Film di Halloween o di Natale?
Rubando usi e tradizioni del 25 dicembre, il Re delle Zucche nato dalla mente di Tim Burton segue un processo social-culturale che da decenni caratterizza gli occulti percorsi della globalizzazione, nel bene o nel male: cioè appropriarsi (in)volontariamente di costumanze non autoctone, spinte però all’interno di un gruppo sociale ed etnico grazie ad un incessante battage multimediale che influenza consumi quotidiani, informazione, moda e tendenze, e la stessa lingua parlata. Che quindi Nightmare Before Christmas sia una caustica ed originalissima invettiva contro i consumi vertiginosi di una società (quella USA perlopiù) che non solo è capace di lucrare con fredda indifferenza su una festività e l’altra, ma che esporta le sue tradizioni “contaminandole” con le altre?
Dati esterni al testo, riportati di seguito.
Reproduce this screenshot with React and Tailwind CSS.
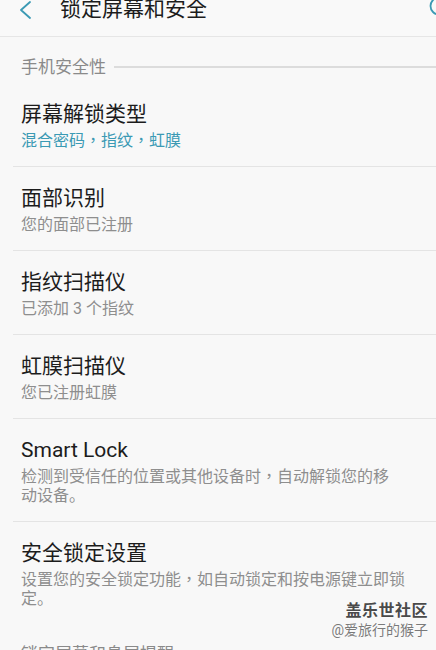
import React from 'react';

const FONT = { fontFamily: 'Roboto, "Noto Sans CJK SC", sans-serif' };

const ROWS = [
  { title: '屏幕解锁类型', sub: ['混合密码，指纹，虹膜'], accent: true },
  { title: '面部识别', sub: ['您的面部已注册'] },
  { title: '指纹扫描仪', sub: ['已添加 3 个指纹'] },
  { title: '虹膜扫描仪', sub: ['您已注册虹膜'] },
  { title: 'Smart Lock', sub: ['检测到受信任的位置或其他设备时，自动解锁您的移', '动设备。'] },
  { title: '安全锁定设置', sub: ['设置您的安全锁定功能，如自动锁定和按电源键立即锁', '定。'], last: true },
];

// the phone's font centres its full-width commas, the TC face does the same
function Line({ text }) {
  const parts = text.split('，');
  return (
    <div className="h-[19px] overflow-visible whitespace-nowrap">
      {parts.map((p, i) => (
        <React.Fragment key={i}>
          {i > 0 && <span className="leading-[0]" style={{ fontFamily: '"Noto Sans CJK TC", sans-serif' }}>，</span>}
          {p}
        </React.Fragment>
      ))}
    </div>
  );
}

function SectionHeader({ label }) {
  return (
    <div className="flex items-center gap-[8px] pl-[21px] pt-[21px] pb-[7px]">
      <span className="text-[17px] leading-[18px] text-[#8a8a8a] whitespace-nowrap">{label}</span>
      <div className="flex-1 h-[1.5px] bg-[#dcdcdc]" />
    </div>
  );
}

function Row({ title, sub, accent, last }) {
  return (
    <div>
      <div className="pl-[21px] pr-[21px] pt-[19px] pb-[16px]">
        <div className="text-[21px] leading-[24px] text-[#1c1c1c]">{title}</div>
        <div className={'mt-[5px] text-[16px] leading-[19px] ' + (accent ? 'text-[#3b9ab4]' : 'text-[#8e8e8e]')}>
          {sub.map((s, i) => (
            <Line key={i} text={s} />
          ))}
        </div>
      </div>
      {!last && <div className="ml-[13px] h-px bg-[#e4e4e4]" />}
    </div>
  );
}

export default function App() {
  return (
    <div className="relative w-[436px] h-[650px] overflow-hidden bg-[#f8f8f8]" style={FONT}>
      <header className="relative h-[37px] border-b border-[#e6e6e6] bg-[#f9f9f9]">
        <div className="flex items-center h-[19px]">
          <svg width="12" height="18" viewBox="0 0 12 18" className="ml-[19px] mt-[1px]">
            <polyline points="11,1 2,9 11,17" fill="none" stroke="#3b9ab4" strokeWidth="1.8" strokeLinejoin="round" strokeLinecap="round" />
          </svg>
          <span className="ml-[29px] text-[21px] leading-[19px] text-[#1c1c1c]">锁定屏幕和安全</span>
        </div>
        <svg width="20" height="24" viewBox="0 0 20 24" className="absolute left-[429px] top-[-4px]">
          <circle cx="10" cy="10" r="8.5" fill="none" stroke="#3b9ab4" strokeWidth="1.8" />
        </svg>
      </header>

      <SectionHeader label="手机安全性" />
      {ROWS.map((r) => (
        <Row key={r.title} {...r} />
      ))}
      <SectionHeader label="锁定屏幕和息屏提醒" />

      <div className="absolute right-[8px] bottom-[11px] flex flex-col items-end">
        <span className="text-[16px] leading-[20px] font-bold text-[#4a4a4a] tracking-[0.5px] [text-shadow:0_0_2px_#ffffff]">盖乐世社区</span>
        <span className="text-[14px] leading-[18px] text-[#7a7a7a] [text-shadow:0_0_2px_#ffffff]">@爱旅行的猴子</span>
      </div>
    </div>
  );
}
Se così fosse, ed è quantomeno una lettura di stampo antropologico affascinante, il capolavoro in stop-motion diretto da Henry Selick andrebbe più apparentato con lo scatenato e polemico I Gremlins di Joe Dante (uno dei film anti-natalizi più natalizi di sempre!) che non con la moda goth e depressona che molti dei personaggi nati dalla mente di Burton hanno poi instradato fino ad oggi. Certo è che Nightmare Before Christmas lo si ricorda oggi più per i suoi variopinti protagonisti a passo uno, per il sontuoso corredo musicale firmato da Danny Elfman e per il carro di oggetti e merchandising ancora fonte di straordinaria ispirazione per le nuove generazioni di adolescenti (e di guadagno per Disney), che non per la sua occulta e perspicace natura polivalente. Da consumarsi preferibilmente tra Halloween e Natale, come da tradizione assimilata.